Dive Brief:
- Vertex will pay privately held biotech Skyhawk Therapeutics $40 million up front in a deal to develop small molecule drugs that can modify RNA and treat unspecified "serious diseases."
- The agreement gives Vertex options to license rights to programs that come from the work, after which the big biotech would take the lead on development and commercialization. The deal is heavily backloaded, including up to $2.2 billion in downstream payments as well as royalties that would only materialize if all goes well.
- The alliance continues a string of deals for Vertex in untraditional fields of scientific research such as targeted protein degradation, messenger RNA therapeutics and gene editing, part of a plan to lessen its reliance on its core cystic fibrosis franchise. It also marks the latest indication of biopharma interest in chemical-based drugs that target RNA.
Dive Insight:
Fortunes can change in a blink in biotech, a lesson Vertex knows all too well.

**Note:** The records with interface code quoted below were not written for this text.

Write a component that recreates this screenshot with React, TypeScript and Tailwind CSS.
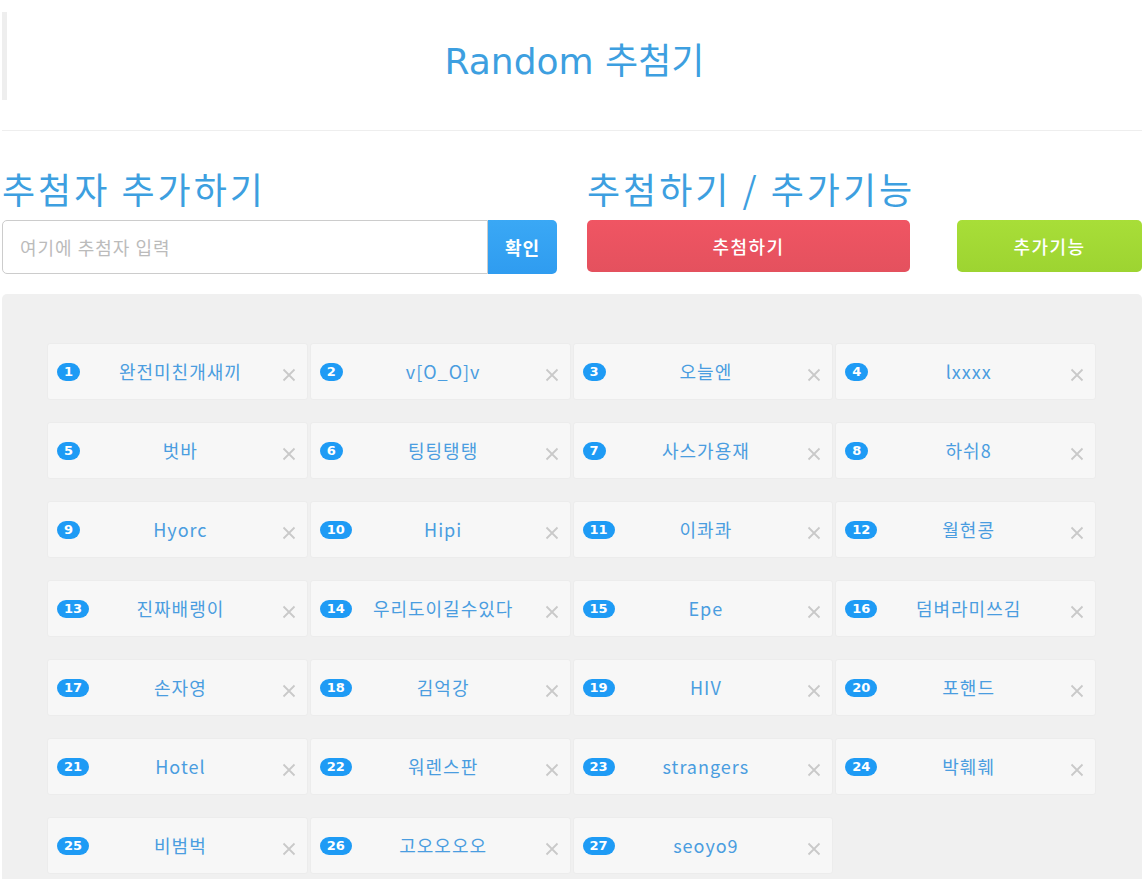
import { useState } from "react";

const names = [
  "완전미친개새끼", "v[O_O]v", "오늘엔", "lxxxx",
  "벗바", "팅팅탱탱", "사스가용재", "하쉬8",
  "Hyorc", "Hipi", "이콰콰", "월현콩",
  "진짜배랭이", "우리도이길수있다", "Epe", "덤벼라미쓰김",
  "손자영", "김억강", "HIV", "포핸드",
  "Hotel", "워렌스판", "strangers", "박훼훼",
  "비범벅", "고오오오오", "seoyo9",
];

const font = "font-['DejaVu_Sans','Noto_Sans_CJK_KR',sans-serif]";

function Card({ no, name }: { no: number; name: string }) {
  return (
    <div className="relative flex h-[57px] items-center justify-center rounded-[3px] border border-[#ececec] bg-[#f7f7f7] pl-[6px]">
      <span className="absolute left-[9px] top-[19px] rounded-full bg-[#1e9bf5] px-[7px] text-[13px] font-bold leading-[18px] text-white font-['DejaVu_Sans',sans-serif]">
        {no}
      </span>
      <span className="text-[18px] tracking-[1px] text-[#4a9de0] font-['Noto_Sans_CJK_KR',sans-serif]">{name}</span>
      <svg className="absolute right-[11px] top-[24px]" width="14" height="14" viewBox="0 0 14 14">
        <path d="M1.5 1.5l11 11M12.5 1.5l-11 11" stroke="#c9c9c9" strokeWidth="1.8" />
      </svg>
    </div>
  );
}

export default function App() {
  const [value, setValue] = useState("");
  return (
    <div className={`min-h-[879px] bg-white px-[2px] ${font}`}>
      <div className="mt-[12px] flex h-[88px] items-center justify-center border-l-[5px] border-[#eeeeee] pt-[12px]">
        <h1 className="text-[36px] leading-[40px] text-[#3d9fe0]">Random 추첨기</h1>
      </div>
      <hr className="mt-[30px] border-t border-[#eeeeee]" />

      <div className="mt-[37px] flex gap-[30px]">
        <div className="w-[555px]">
          <h2 className="mb-[12px] text-[36px] leading-[40px] tracking-[3px] text-[#3d9fe0] font-['Noto_Sans_CJK_KR',sans-serif]">추첨자 추가하기</h2>
          <div className="flex h-[54px]">
            <input
              value={value}
              onChange={(e) => setValue(e.target.value)}
              placeholder="여기에 추첨자 입력"
              className="w-[486px] rounded-l-[5px] border border-[#cccccc] px-[17px] text-[18px] tracking-[1px] text-[#555] outline-none placeholder:text-[#bbbbbb] font-['Noto_Sans_CJK_KR',sans-serif]"
            />
            <button className="w-[69px] rounded-r-[5px] bg-gradient-to-b from-[#3aa8f5] to-[#2f9cf0] text-[18px] font-bold tracking-[1px] text-white font-['Noto_Sans_CJK_KR',sans-serif]">
              확인
            </button>
          </div>
        </div>
        <div className="w-[555px]">
          <h2 className="mb-[12px] text-[36px] leading-[40px] tracking-[3px] text-[#3d9fe0] font-['Noto_Sans_CJK_KR',sans-serif]">추첨하기 / 추가기능</h2>
          <div className="flex h-[52px] justify-between">
            <button className="w-[323px] rounded-[5px] bg-gradient-to-b from-[#f05563] to-[#e4515e] text-[18px] font-medium tracking-[1.5px] text-white font-['Noto_Sans_CJK_KR',sans-serif]">
              추첨하기
            </button>
            <button className="w-[185px] rounded-[5px] bg-gradient-to-b from-[#a8de38] to-[#9dd431] text-[18px] font-medium tracking-[1.5px] text-white font-['Noto_Sans_CJK_KR',sans-serif]">
              추가기능
            </button>
          </div>
        </div>
      </div>

      <div className="mt-[20px] rounded-t-[5px] bg-[#f0f0f0] pl-[45px] pr-[46px] pt-[49px] pb-[40px]">
        <div className="grid grid-cols-4 gap-x-[2px] gap-y-[22px]">
          {names.map((n, i) => (
            <Card key={i} no={i + 1} name={n} />
          ))}
        </div>
      </div>
    </div>
  );
}
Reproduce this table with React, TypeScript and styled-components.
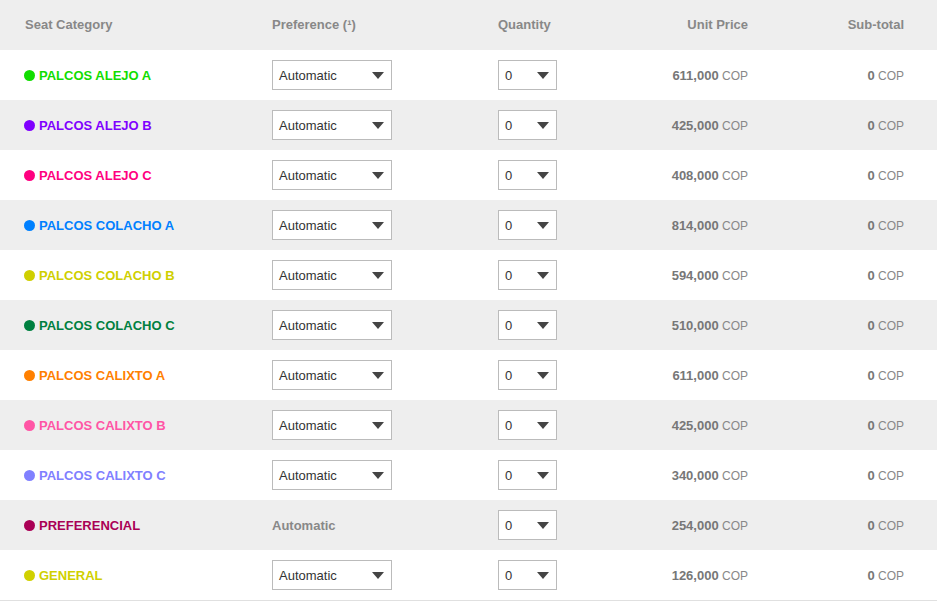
import React, { FC } from 'react';
import styled, { createGlobalStyle } from 'styled-components';

const GlobalStyle = createGlobalStyle`
  html, body {
    margin: 0;
    padding: 0;
    background: #ffffff;
  }
  body {
    font-family: 'Liberation Sans', Arial, sans-serif;
    font-size: 13px;
  }
`;

const Table = styled.div`
  width: 937px;
  border-bottom: 1px solid #e0e0e0;
`;

const Row = styled.div<{ $striped?: boolean }>`
  display: grid;
  grid-template-columns: 247px 226px 100px 150px 156px;
  align-items: center;
  height: 50px;
  padding: 0 33px 0 25px;
  box-sizing: border-box;
  background-color: ${p => (p.$striped ? '#eeeeee' : '#ffffff')};
`;

const HeadRow = styled(Row)`
  padding-bottom: 2px;
`;

const HeadCell = styled.div<{ $right?: boolean }>`
  font-weight: bold;
  color: #888888;
  text-align: ${p => (p.$right ? 'right' : 'left')};
`;

const Category = styled.div<{ $color: string }>`
  display: flex;
  align-items: center;
  gap: 4px;
  margin-left: -1px;
  font-weight: bold;
  text-transform: uppercase;
  color: ${p => p.$color};
`;

const Dot = styled.span<{ $color: string }>`
  width: 11px;
  height: 11px;
  border-radius: 50%;
  background-color: ${p => p.$color};
`;

const Select = styled.div<{ $width: number }>`
  display: flex;
  align-items: center;
  justify-content: space-between;
  box-sizing: border-box;
  width: ${p => p.$width}px;
  height: 30px;
  padding: 0 7px 0 6px;
  border: 1px solid #bbbbbb;
  background-color: #ffffff;
  color: #333333;
`;

const Caret = styled.span`
  width: 0;
  height: 0;
  border-left: 6px solid transparent;
  border-right: 6px solid transparent;
  border-top: 7px solid #444444;
`;

const FixedText = styled.div`
  font-weight: bold;
  color: #888888;
`;

const Amount = styled.div`
  text-align: right;
  color: #888888;
  font-size: 12px;
  b {
    font-size: 13px;
    color: #777777;
  }
`;

type Seat = {
  name: string;
  color: string;
  price: string;
  fixed?: boolean;
};

const seats: Seat[] = [
  { name: 'Palcos Alejo A', color: '#11dd00', price: '611,000' },
  { name: 'Palcos Alejo B', color: '#8000ff', price: '425,000' },
  { name: 'Palcos Alejo C', color: '#ff0080', price: '408,000' },
  { name: 'Palcos Colacho A', color: '#0080ff', price: '814,000' },
  { name: 'Palcos Colacho B', color: '#cfcf00', price: '594,000' },
  { name: 'Palcos Colacho C', color: '#008040', price: '510,000' },
  { name: 'Palcos Calixto A', color: '#ff8000', price: '611,000' },
  { name: 'Palcos Calixto B', color: '#ff55a5', price: '425,000' },
  { name: 'Palcos Calixto C', color: '#8080ff', price: '340,000' },
  { name: 'Preferencial', color: '#aa0055', price: '254,000', fixed: true },
  { name: 'General', color: '#d0d000', price: '126,000' },
];

const App: FC = () => (
  <>
    <GlobalStyle />
    <Table>
      <HeadRow $striped>
        <HeadCell>Seat Category</HeadCell>
        <HeadCell>Preference (¹)</HeadCell>
        <HeadCell>Quantity</HeadCell>
        <HeadCell $right>Unit Price</HeadCell>
        <HeadCell $right>Sub-total</HeadCell>
      </HeadRow>
      {seats.map((seat, i) => (
        <Row key={seat.name} $striped={i % 2 === 1}>
          <Category $color={seat.color}>
            <Dot $color={seat.color} />
            {seat.name}
          </Category>
          <div>
            {seat.fixed ? (
              <FixedText>Automatic</FixedText>
            ) : (
              <Select $width={120}>
                Automatic
                <Caret />
              </Select>
            )}
          </div>
          <div>
            <Select $width={59}>
              0
              <Caret />
            </Select>
          </div>
          <Amount>
            <b>{seat.price}</b> COP
          </Amount>
          <Amount>
            <b>0</b> COP
          </Amount>
        </Row>
      ))}
    </Table>
  </>
);

export default App;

Seven years ago, Vertex saw its once-promising hepatitis C drug franchise quickly wiped out in the face of competition. Few companies could have survived the blow, but Vertex had a burgeoning cystic fibrosis program to lean on. It rode the success of that program, which has produced four marketed drugs, to the type of consistent profitability it had never previously achieved.
The disintegration of its hepatitis C business — something ex-CEO Jeff Leiden once referred to as a "neck snapping phenomenon" — has weighed heavily on the company. It has deployed a multi-pronged strategy to diversify while defending its turf in CF, aiming to avoid a redux.
Dealmaking with up-and-coming biotechs in particularly edgy, unproven fields of science has become a key part of that plan. Since 2015, the company has either aligned itself with, or acquired biotechs pursuing CRISPR gene editing, messenger RNA therapeutics, cell therapy for diabetes, and more.
The importance of this effort became clear in October, after a setback to a key research program that knocked Vertex shares down 20% and increased scrutiny on the rest of its pipeline. One potential star has emerged already, a gene editing program from CRISPR Therapeutics that has shown promise in the blood diseases sickle cell disease and beta thalassemia.
Vertex continues to do deals in search of others, and that hunt has now led it to small molecule drugs meant to modify RNA, an approach that could open up access to previously untouchable drug targets. Progress understanding RNA biology and how to intentionally, effectively freeze the shifty molecules with chemical drugs has led to the formation of several new biotechs over the past few years. Though their work remains early, a number of them, including Skyhawk, Arrakis Therapeutics and Accent Therapeutics, have cut deals with large pharmaceutical companies like Roche, AstraZeneca and Merck & Co.
Vertex is the latest to join the fray and team up with Skyhawk, which has already been working with Biogen, Merck & Co., Bristol Myers Squibb and several others. The two companies didn’t divulge many details about their partnership beyond plans to treat "multiple serious diseases."
Skyhawk is working in a broad range of therapeutic categories including cancer, neurology, inflammatory conditions and rare diseases.